Highlights & Insights

  • Explaining Distillation Failure from a Grad-CAM Perspective: Identifies that the small proportion of discriminative regions in complex scenarios is the root cause of distillation degradation, offering a fresh perspective for the entire DD community.
  • Simplicity and Effectiveness of Parameter Space Filtering: CPD only requires sorting losses and discarding the lowest fraction, introducing zero extra parameters and working out-of-the-box.
  • Contribution of the Comp-DD Benchmark: Provides a standardized evaluation tool for research on DD in complex scenarios.

Limitations & Future Work

  • The CPD dropout ratio \(\alpha\) needs to be tuned according to the IPC, lacking an adaptive setting mechanism.
  • The computation of Grad-CAM increases training overhead, particularly under frequent updates.
  • Verified only on trajectory matching frameworks; integration with distribution-matching-based methods remains unexplored.
  • vs DATM: EDF integrates CPD+DAE on top of DATM, boosting performance by 2-4% across all ImageNet subsets.

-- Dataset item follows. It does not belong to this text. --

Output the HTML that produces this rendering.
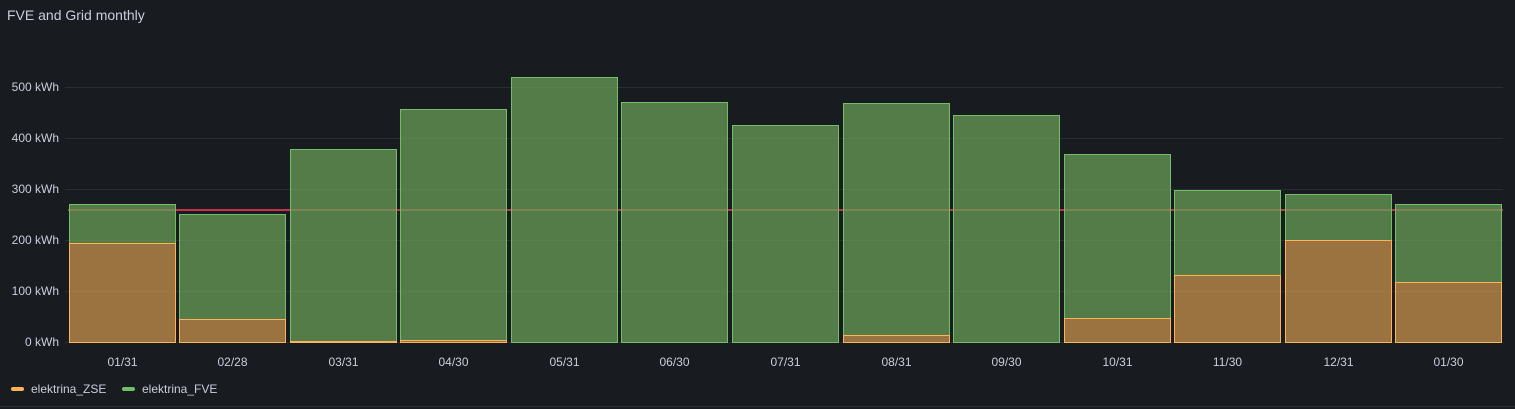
<!DOCTYPE html>
<html><head><meta charset="utf-8"><style>
html,body{margin:0;padding:0;background:#181b1f;}
body{width:1515px;height:409px;overflow:hidden;font-family:"Liberation Sans",sans-serif;}
</style></head><body>
<svg width="1515" height="409" xmlns="http://www.w3.org/2000/svg" style="display:block">
<rect width="1515" height="409" fill="#181b1f"/>
<text x="7" y="20" fill="#ccccdc" font-size="14" font-family="Liberation Sans, sans-serif">FVE and Grid monthly</text>
<g stroke="#2a2d33" stroke-width="1">
<line x1="65" y1="87.5" x2="1503" y2="87.5"/>
<line x1="65" y1="138.5" x2="1503" y2="138.5"/>
<line x1="65" y1="189.5" x2="1503" y2="189.5"/>
<line x1="65" y1="240.5" x2="1503" y2="240.5"/>
<line x1="65" y1="291.5" x2="1503" y2="291.5"/>
<line x1="65" y1="342.5" x2="1503" y2="342.5"/>
</g>
<g fill="#ccccdc" font-size="12" text-anchor="end" font-family="Liberation Sans, sans-serif">
<text x="59" y="91">500 kWh</text>
<text x="59" y="142">400 kWh</text>
<text x="59" y="193">300 kWh</text>
<text x="59" y="244">200 kWh</text>
<text x="59" y="295">100 kWh</text>
<text x="59" y="346">0 kWh</text>
</g>
<line x1="68" y1="210" x2="1503" y2="210" stroke="#c4314b" stroke-width="2"/>
<g id="bars"></g>
<g fill="#ccccdc" font-size="12" text-anchor="middle" id="xl" font-family="Liberation Sans, sans-serif"></g>
<rect x="11" y="387" width="13" height="4" rx="2" fill="#ffb357"/>
<text x="31" y="393" fill="#ccccdc" font-size="12" font-family="Liberation Sans, sans-serif">elektrina_ZSE</text>
<rect x="122" y="387" width="13" height="4" rx="2" fill="#73bf69"/>
<text x="142" y="393" fill="#ccccdc" font-size="12" font-family="Liberation Sans, sans-serif">elektrina_FVE</text>
<line x1="0" y1="406.5" x2="1515" y2="406.5" stroke="#2c2f35"/>
</svg>
<script>
var f=[204,214,149,109,77,102,125,103,115,154,190,194,204];
var z=[243,319,341,340,0,342,342,335,342,318,275,240,282];
var l=["01/31","02/28","03/31","04/30","05/31","06/30","07/31","08/31","09/30","10/31","11/30","12/31","01/30"];
var ns="http://www.w3.org/2000/svg",g=document.getElementById("bars"),xl=document.getElementById("xl");
function r(x,y,w,h,fill,st){var e=document.createElementNS(ns,"rect");e.setAttribute("x",x);e.setAttribute("y",y);e.setAttribute("width",w);e.setAttribute("height",h);e.setAttribute("fill",fill);e.setAttribute("stroke",st);e.setAttribute("stroke-width","1");g.appendChild(e);}
for(var i=0;i<13;i++){var x=Math.floor(69+i*110.58)+0.5;
var zb=z[i]?z[i]:342;
r(x,f[i]+0.5,106,zb-f[i],"rgba(104,158,88,0.75)","#73bf69");
if(z[i])r(x,z[i]+0.5,106,342-z[i],"rgba(199,146,78,0.75)","#ffb357");
var t=document.createElementNS(ns,"text");t.setAttribute("x",x+53);t.setAttribute("y",366);t.textContent=l[i];xl.appendChild(t);}
</script>
</body></html>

The method is orthogonal and plug-and-play.
  • vs NCFM/CCFS: While these methods improve DD from the perspective of distribution matching or data selection, EDF enhances it via feature distinctiveness, offering complementary strategies.

Rating

  • Novelty: ⭐⭐⭐⭐ The combination of Grad-CAM analysis and parameter-level dropout is unique, and the insight is valuable.
  • Experimental Thoroughness: ⭐⭐⭐⭐⭐ Extremely detailed ablations across multiple datasets and the Comp-DD benchmark.
  • Writing Quality: ⭐⭐⭐⭐ The analysis of the problem (via the Grad-CAM perspective) is highly persuasive.
  • Value: ⭐⭐⭐⭐ A plug-and-play DD enhancement module with strong practicality.